-- start --
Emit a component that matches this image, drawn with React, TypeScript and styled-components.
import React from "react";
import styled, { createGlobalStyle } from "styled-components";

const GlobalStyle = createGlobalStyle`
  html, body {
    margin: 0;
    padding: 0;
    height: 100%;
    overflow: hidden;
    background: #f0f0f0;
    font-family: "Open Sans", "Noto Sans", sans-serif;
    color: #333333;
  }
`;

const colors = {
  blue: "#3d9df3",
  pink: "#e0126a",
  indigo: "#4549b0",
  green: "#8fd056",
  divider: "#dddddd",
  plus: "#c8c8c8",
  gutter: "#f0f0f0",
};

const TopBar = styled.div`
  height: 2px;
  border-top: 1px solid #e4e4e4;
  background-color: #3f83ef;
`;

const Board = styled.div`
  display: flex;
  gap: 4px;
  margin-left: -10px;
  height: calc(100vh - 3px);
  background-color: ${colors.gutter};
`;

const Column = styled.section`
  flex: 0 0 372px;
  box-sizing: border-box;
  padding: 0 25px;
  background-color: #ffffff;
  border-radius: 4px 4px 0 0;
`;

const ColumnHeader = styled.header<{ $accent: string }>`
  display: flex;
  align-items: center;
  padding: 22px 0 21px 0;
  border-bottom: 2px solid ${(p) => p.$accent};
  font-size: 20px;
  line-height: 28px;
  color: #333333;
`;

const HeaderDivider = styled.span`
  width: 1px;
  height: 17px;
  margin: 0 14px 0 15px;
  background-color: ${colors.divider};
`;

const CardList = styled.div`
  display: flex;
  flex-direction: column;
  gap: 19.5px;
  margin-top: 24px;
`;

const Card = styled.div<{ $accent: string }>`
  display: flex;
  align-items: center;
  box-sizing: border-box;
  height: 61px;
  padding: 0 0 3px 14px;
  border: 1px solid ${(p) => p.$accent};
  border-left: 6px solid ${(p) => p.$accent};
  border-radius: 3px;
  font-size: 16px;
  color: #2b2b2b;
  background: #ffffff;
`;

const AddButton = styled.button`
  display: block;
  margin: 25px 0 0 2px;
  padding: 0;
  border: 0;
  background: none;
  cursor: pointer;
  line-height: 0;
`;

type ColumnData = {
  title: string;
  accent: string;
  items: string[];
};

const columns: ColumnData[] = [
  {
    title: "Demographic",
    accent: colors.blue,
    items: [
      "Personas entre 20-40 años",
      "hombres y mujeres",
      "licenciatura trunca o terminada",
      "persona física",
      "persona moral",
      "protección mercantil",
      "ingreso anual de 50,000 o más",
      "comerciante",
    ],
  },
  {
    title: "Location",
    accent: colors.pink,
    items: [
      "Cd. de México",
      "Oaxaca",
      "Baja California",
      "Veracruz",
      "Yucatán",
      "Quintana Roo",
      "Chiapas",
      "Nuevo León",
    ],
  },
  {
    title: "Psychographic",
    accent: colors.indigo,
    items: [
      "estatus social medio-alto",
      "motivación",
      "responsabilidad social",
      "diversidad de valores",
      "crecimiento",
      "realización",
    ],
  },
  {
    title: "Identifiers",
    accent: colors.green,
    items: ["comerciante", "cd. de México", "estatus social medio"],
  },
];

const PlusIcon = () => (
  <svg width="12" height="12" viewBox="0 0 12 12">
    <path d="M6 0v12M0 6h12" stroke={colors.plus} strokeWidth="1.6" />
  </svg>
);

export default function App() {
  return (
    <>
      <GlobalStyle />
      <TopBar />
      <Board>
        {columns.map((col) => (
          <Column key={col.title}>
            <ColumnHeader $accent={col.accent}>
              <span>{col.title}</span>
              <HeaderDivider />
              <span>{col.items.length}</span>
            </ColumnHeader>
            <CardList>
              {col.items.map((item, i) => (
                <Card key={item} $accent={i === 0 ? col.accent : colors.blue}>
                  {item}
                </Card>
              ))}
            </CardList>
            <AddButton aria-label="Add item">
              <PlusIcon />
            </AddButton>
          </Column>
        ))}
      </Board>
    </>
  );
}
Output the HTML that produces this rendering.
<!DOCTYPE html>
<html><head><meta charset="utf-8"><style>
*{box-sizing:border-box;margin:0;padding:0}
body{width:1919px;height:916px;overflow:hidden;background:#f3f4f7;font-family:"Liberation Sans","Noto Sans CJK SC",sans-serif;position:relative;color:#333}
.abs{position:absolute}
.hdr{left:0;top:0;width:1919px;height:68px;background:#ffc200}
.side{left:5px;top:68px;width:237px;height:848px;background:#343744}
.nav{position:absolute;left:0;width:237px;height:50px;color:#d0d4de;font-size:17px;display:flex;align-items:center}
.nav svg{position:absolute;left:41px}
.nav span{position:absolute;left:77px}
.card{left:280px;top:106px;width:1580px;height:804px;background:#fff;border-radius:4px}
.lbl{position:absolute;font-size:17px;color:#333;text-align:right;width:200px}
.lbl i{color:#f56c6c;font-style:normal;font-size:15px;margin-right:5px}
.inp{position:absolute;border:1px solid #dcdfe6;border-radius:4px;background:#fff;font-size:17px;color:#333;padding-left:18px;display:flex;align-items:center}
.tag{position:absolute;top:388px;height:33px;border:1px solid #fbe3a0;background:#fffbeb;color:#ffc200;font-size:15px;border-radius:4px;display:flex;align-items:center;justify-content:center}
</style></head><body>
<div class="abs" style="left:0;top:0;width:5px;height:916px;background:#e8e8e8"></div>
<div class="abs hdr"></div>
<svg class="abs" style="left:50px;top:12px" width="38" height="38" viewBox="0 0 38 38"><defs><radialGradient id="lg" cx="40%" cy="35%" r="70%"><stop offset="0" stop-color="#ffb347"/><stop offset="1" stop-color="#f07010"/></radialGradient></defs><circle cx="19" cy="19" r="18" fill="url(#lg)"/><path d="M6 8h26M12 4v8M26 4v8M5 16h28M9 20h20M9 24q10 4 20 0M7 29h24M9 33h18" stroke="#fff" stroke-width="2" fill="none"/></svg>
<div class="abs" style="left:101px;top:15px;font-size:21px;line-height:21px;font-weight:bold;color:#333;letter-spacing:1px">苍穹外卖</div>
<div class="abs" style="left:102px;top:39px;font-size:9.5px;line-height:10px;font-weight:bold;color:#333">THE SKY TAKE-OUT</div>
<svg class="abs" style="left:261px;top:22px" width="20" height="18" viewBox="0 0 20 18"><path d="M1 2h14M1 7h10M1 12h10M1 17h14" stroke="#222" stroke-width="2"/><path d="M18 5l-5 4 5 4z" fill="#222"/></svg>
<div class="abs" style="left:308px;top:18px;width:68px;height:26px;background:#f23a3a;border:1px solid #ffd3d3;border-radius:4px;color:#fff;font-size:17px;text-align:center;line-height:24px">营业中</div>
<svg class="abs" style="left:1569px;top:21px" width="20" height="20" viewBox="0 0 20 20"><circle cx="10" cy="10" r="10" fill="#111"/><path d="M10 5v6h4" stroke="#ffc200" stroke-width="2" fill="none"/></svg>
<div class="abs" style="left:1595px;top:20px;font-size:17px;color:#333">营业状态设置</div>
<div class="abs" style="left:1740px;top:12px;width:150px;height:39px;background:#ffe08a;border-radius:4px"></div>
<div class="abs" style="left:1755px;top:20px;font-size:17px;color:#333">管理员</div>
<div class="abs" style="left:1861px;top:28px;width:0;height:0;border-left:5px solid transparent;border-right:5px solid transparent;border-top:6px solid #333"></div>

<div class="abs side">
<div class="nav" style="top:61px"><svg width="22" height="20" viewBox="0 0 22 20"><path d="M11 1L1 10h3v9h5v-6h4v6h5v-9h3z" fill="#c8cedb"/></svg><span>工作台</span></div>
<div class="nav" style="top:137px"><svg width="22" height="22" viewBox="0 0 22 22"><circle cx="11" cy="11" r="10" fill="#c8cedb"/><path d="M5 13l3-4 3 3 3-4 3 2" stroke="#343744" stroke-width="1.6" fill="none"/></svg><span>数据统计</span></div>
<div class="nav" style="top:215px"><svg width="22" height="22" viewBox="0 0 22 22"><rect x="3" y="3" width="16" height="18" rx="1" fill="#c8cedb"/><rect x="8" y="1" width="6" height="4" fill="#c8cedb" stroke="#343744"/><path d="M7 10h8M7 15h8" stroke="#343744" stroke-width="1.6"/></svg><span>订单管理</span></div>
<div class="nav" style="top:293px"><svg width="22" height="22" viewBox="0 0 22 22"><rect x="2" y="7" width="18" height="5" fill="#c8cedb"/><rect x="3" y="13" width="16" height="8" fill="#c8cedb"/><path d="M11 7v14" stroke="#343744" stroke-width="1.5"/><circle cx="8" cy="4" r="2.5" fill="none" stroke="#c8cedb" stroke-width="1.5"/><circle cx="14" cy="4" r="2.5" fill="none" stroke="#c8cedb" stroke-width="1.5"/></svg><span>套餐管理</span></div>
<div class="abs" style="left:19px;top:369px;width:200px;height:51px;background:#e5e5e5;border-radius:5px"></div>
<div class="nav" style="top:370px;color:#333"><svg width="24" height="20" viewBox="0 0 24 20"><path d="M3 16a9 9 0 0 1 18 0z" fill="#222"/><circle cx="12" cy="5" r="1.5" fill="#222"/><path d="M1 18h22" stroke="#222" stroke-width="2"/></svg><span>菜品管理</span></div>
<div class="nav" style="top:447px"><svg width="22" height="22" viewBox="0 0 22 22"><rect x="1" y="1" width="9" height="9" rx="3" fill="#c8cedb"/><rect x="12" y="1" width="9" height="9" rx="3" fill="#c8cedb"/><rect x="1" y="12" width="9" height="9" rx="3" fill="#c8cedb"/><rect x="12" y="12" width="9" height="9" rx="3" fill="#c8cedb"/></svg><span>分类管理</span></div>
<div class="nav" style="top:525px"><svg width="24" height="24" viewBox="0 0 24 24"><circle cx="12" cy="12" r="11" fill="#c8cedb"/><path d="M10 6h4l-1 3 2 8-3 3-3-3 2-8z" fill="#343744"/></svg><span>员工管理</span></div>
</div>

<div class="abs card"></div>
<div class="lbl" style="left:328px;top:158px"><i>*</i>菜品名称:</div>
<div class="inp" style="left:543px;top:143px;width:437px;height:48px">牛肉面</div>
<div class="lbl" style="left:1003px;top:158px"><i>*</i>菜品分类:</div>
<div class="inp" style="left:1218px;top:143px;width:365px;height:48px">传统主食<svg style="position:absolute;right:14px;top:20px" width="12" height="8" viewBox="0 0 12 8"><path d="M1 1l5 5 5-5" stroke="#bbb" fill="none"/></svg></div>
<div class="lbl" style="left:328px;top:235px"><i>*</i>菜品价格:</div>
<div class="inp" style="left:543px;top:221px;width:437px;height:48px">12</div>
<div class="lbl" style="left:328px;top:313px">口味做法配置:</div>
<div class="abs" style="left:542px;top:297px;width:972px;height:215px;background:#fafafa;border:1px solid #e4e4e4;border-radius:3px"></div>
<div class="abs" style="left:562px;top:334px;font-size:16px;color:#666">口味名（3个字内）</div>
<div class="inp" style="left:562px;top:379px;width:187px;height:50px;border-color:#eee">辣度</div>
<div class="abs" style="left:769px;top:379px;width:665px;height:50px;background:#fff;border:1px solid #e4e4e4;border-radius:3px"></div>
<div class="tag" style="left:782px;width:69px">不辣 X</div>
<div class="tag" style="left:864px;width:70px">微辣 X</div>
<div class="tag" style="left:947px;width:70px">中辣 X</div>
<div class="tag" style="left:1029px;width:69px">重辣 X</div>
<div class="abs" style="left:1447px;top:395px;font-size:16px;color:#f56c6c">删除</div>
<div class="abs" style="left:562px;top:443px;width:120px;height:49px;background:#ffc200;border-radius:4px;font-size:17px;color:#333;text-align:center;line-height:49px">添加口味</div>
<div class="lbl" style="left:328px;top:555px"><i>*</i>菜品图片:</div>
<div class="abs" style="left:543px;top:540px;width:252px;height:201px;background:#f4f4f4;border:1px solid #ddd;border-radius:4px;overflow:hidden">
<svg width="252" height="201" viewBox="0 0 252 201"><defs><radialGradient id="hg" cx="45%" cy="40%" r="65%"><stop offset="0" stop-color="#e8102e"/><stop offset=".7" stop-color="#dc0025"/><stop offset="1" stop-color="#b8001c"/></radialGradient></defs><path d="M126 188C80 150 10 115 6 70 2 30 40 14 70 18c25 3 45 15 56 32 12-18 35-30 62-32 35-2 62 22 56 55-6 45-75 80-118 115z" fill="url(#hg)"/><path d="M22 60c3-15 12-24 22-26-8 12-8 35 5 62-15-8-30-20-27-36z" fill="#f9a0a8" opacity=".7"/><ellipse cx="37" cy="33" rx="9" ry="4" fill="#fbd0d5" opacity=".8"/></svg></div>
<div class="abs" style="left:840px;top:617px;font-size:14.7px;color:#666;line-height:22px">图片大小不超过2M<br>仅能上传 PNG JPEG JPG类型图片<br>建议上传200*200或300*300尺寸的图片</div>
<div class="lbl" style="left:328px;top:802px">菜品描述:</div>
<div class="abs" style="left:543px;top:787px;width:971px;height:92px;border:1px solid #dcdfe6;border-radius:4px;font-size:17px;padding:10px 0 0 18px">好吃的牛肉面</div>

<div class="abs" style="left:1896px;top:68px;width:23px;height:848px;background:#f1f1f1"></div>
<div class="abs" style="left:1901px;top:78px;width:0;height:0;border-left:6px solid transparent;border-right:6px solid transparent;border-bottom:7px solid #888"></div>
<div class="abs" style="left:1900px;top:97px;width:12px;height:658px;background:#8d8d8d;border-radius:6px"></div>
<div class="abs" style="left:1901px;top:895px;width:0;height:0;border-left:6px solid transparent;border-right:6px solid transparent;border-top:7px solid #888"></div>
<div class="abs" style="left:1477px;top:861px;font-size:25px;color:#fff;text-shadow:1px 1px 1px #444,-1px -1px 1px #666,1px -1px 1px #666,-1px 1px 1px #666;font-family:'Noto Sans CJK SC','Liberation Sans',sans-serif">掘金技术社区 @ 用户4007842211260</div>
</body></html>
-- end --
#### WHAT TO WORK ON
Reply with nothing but the number of lines that contain the word "this".

#### SOLVED EXERCISE
2